Co-optimized planning is the most cost-effective way to use transmission as insurance against the uncertainties that scenario planning reveals as possible, she said. “In traditional planning, the uncertainties are planned away because forecasts based on historical year averages show things like Superstorm Sandy as so unlikely.”
Uncertainty in the system is increasing and it has to be addressed by system planners and state regulators, Chang said. “In today’s typical planning, they only see the cost and not how much transmission investments can save ratepayers. But the amount of money customers end up paying from these shocks is tremendous.”
The enormous costs are hard not to see. Studies cited by Brattle found the U.S. system would need $100 billion to $300 billion of transmission investments from 2008 through 2028 to support a capital expenditure of up to $1 trillion for generation.
But those estimates do not recognize how transmission “can help reduce overall costs in the face of a shifting generation mix, evolving regulatory requirements, and the changing demands of electricity customers,” Brattle reported. It protects customers from “higher risks of significant cost increases.”
Even before the threat of climate change introduced today’s unprecedented levels of uncertainty, Chang’s work with Brattle showed “’proactive’ or ‘anticipatory’ planning” would reduce electricity costs significantly.

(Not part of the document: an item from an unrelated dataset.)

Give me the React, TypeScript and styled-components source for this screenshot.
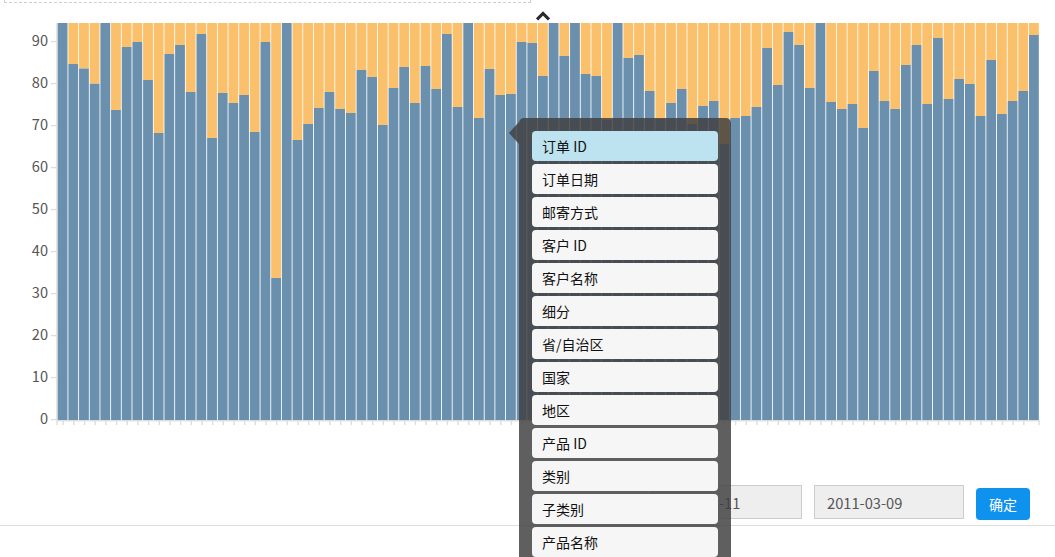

Savings from proactive transmission planning and development was estimated, under a set of environmental constraints less rigorous than those the present system faces, at $30 billion to $70 billion in total generation and transmission investment costs through 2030. It also found $47 billion per year in savings for customers.
The various peak demand and load impacts described in the research are likely to become increasingly severe, Chang said. “Well-planned transmission can definitely help mitigate the costs associated with them.”